As I’ve been living with this very cute, sweet, friendly 7-month-old foster dog, I find myself grumbling to myself, calling her names (in my head, not out loud). “Oh, you idiot!” I think to myself when she wraps her leash around her legs and falls to the ground in front of me as I’m carrying things to the car, or steps into the water bowl on the kitchen floor, making it flip over and flood the room, or tries to run out the front door as it’s swinging closed and gets momentarily squashed, or stretches and falls off the couch, knocking into a side table and spilling the drink that was on it, or leaping into the air barking wildly because of the song that the clothes dryer made at the end of its cycle. She’s a dope! Only, not really! It’s not her fault that she didn’t have the opportunity to learn about doors and leashes and water bowls when she was a little puppy, and the consequences were tiny inconveniences. Now she’s big and rough and when she spontaneously—playfully!—paws at you and accidentally gets you in the face, it hurts!

No wonder that so many newly adopted adolescent dogs get returned to the shelter, many within a single day! I’m a very experienced dog handler, and I love dogs, but I can’t say I love this experience—and if I find it annoying at times, I can only imagine how daunting a relatively inexperienced adopter finds it.

But she’s also smart, learning fast, cute, and funny. She loves fetch, loves to play tug, is very careful with her mouth, loves being snuggled, and has been so good at listening to my recall cues and following along with my dogs on walks in our off-leash wildlife area, that I let her off leash on the very first walk she joined us for. She’s going to be a joy—with a couple more weeks of habituating to a human home.

So, even though I’m not making it sound like much fun, I have to recommend the experience. I know that the things this dog is learning are going to make the difference between getting adopted and having a good life, or leaving the shelter, lifeless, out the back door. And having been called and asked for help, I can’t turn my back on a dog who has the potential to be a very good one.

Will you answer the call for help fostering a needy dog at your local shelter?

3 COMMENTS

  1. Nancy, thank you so much for this! I love your writing, and all your articles, and especially love that you frequently encourage folks to volunteer at their local shelter. Many people have no idea what a huge difference they can make in the lives of countless animals and the people who adopt them—by volunteering, fostering, and even donating money or supplies. I’ve been volunteering at my local shelter for a minimum of 20 hours a week for 19 years, and also used to foster (until one of my foster “fails” put her paws down and said she has to be an only child). It’s the best work I’ve ever done, especially now that I’ve retired from my paying job and can concentrate more on working with the “at risk” adolescent dogs at my shelter. Your writing is persuasive, compelling, and often entertaining—and I’m sure it’s incredibly instrumental in people’s opinions of shelters and considering how they can help. I also loved the WDJ article on the use of the term “no kill” when talking about shelters and rescue groups. My local shelter is the only open admission shelter in our county, so you can imagine how overcrowded we are with all the animals that the so-called “no kill” facilities and rescues won’t take. In addition to our domestic animal shelter, we also have a wildlife rehab center and a farm facility for surrendered and stray farm animals. Needless to say, our resources are stretched very thin, and we need all the volunteers and financial help we can get. I truly believe that the more often WDJ publishes articles, etc., about shelters, the more likely it is that folks will consider helping out locally. Thank you SO much for all you do!

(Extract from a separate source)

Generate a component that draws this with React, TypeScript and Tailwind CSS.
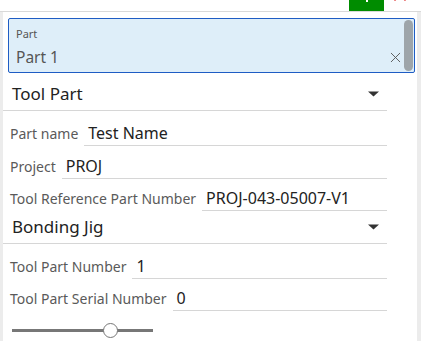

  2. Thank you for this. I suspect you are not only saving a dog but also saving the owner. This dog is going to bring joy to her life, likely that she didn’t know she needed. I’m glad the woman reached out for help rather than just giving up and returning the dog, well puppy really. To me they are either puppies or adult dogs. Even the teenagers are puppies, just big, clumsy, stupid ones. Yes, the teenage years are vexing but once you are over that hump they are so wonderful you forget the aggravation.

    I’ve got two now and after they finally pass I’m likely going to foster after that. I’ve got a fenced yard, front and back (8 feet in back) with double gates and a foundation preventing digging out. I have future plans for installation of a doggy door that will require replacing the kitchen door. I may start fostering after my larger dog passes (she’s 6) so that my younger dog can help the fosters to socialize and learn the ropes. I’m 70 and after 30+ years of owning dogs I cannot live without one, but I’m also hesitant to take on a dog that might outlive me.

  3. Ah, the adolescent years! I took on a 6 month old rescued from a situation where she was no longer wanted and crated all the time. I’m pretty sure the crating started when she grew out of the easy to control puppy stage. I had forgotten how exuberant an adolescent is! Oh my! She was a terror when she arrived. It took her over a month before she would even make eye contact and our poor 9 yr old dog got rammed and bowled over more than once before he wised up and now watches for her flying by ( she jumps over him often even though he’s a few inches taller!). Shes going to be a great dog but the journey there is something else! We just finished puppy obedience class and will continue with intermediate next month.